*OBJECTIVE*: Copy out all the lines exactly. Omit pictures.

*RECORDED DATA*:
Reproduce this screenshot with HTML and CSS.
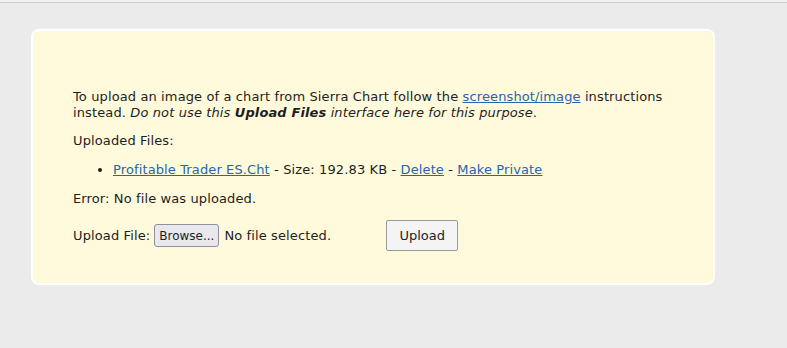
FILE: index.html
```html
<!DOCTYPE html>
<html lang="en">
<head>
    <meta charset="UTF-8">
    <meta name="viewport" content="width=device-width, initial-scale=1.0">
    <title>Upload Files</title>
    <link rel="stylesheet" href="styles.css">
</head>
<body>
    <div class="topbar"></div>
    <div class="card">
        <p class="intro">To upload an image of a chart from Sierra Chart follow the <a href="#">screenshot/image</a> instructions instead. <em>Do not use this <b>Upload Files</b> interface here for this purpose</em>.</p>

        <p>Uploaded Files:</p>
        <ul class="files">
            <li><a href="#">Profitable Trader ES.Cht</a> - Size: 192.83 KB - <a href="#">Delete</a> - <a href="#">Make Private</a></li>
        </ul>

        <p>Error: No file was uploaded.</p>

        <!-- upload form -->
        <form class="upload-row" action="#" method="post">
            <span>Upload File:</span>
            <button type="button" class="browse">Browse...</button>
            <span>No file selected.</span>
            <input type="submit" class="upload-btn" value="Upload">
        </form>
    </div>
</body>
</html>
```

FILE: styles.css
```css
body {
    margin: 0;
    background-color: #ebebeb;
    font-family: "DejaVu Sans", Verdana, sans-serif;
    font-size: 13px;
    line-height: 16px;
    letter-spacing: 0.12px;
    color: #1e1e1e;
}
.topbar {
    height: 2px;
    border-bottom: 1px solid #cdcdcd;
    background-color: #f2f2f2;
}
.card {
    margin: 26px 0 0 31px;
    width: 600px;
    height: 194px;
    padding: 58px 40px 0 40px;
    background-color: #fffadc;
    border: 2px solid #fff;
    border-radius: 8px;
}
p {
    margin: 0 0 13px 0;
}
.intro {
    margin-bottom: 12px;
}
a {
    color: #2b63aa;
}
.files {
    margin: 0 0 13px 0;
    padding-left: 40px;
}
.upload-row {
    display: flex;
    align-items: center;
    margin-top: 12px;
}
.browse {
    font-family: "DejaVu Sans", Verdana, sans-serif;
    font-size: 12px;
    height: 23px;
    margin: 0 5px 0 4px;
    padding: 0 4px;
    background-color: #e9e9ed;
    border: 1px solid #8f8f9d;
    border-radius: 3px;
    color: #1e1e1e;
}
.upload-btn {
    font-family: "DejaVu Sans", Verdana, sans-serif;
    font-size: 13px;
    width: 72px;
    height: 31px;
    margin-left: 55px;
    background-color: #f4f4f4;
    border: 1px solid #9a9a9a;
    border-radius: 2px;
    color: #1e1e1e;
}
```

*OUTPUT OF THE TASK*:
Reproduce this screenshot with HTML and CSS.
FILE: index.html
```html
<!DOCTYPE html>
<html lang="en">
<head>
    <meta charset="UTF-8">
    <meta name="viewport" content="width=device-width, initial-scale=1.0">
    <title>Upload Files</title>
    <link rel="stylesheet" href="styles.css">
</head>
<body>
    <div class="topbar"></div>
    <div class="card">
        <p class="intro">To upload an image of a chart from Sierra Chart follow the <a href="#">screenshot/image</a> instructions instead. <em>Do not use this <b>Upload Files</b> interface here for this purpose</em>.</p>

        <p>Uploaded Files:</p>
        <ul class="files">
            <li><a href="#">Profitable Trader ES.Cht</a> - Size: 192.83 KB - <a href="#">Delete</a> - <a href="#">Make Private</a></li>
        </ul>

        <p>Error: No file was uploaded.</p>

        <!-- upload form -->
        <form class="upload-row" action="#" method="post">
            <span>Upload File:</span>
            <button type="button" class="browse">Browse...</button>
            <span>No file selected.</span>
            <input type="submit" class="upload-btn" value="Upload">
        </form>
    </div>
</body>
</html>
```

FILE: styles.css
```css
body {
    margin: 0;
    background-color: #ebebeb;
    font-family: "DejaVu Sans", Verdana, sans-serif;
    font-size: 13px;
    line-height: 16px;
    letter-spacing: 0.12px;
    color: #1e1e1e;
}
.topbar {
    height: 2px;
    border-bottom: 1px solid #cdcdcd;
    background-color: #f2f2f2;
}
.card {
    margin: 26px 0 0 31px;
    width: 600px;
    height: 194px;
    padding: 58px 40px 0 40px;
    background-color: #fffadc;
    border: 2px solid #fff;
    border-radius: 8px;
}
p {
    margin: 0 0 13px 0;
}
.intro {
    margin-bottom: 12px;
}
a {
    color: #2b63aa;
}
.files {
    margin: 0 0 13px 0;
    padding-left: 40px;
}
.upload-row {
    display: flex;
    align-items: center;
    margin-top: 12px;
}
.browse {
    font-family: "DejaVu Sans", Verdana, sans-serif;
    font-size: 12px;
    height: 23px;
    margin: 0 5px 0 4px;
    padding: 0 4px;
    background-color: #e9e9ed;
    border: 1px solid #8f8f9d;
    border-radius: 3px;
    color: #1e1e1e;
}
.upload-btn {
    font-family: "DejaVu Sans", Verdana, sans-serif;
    font-size: 13px;
    width: 72px;
    height: 31px;
    margin-left: 55px;
    background-color: #f4f4f4;
    border: 1px solid #9a9a9a;
    border-radius: 2px;
    color: #1e1e1e;
}
```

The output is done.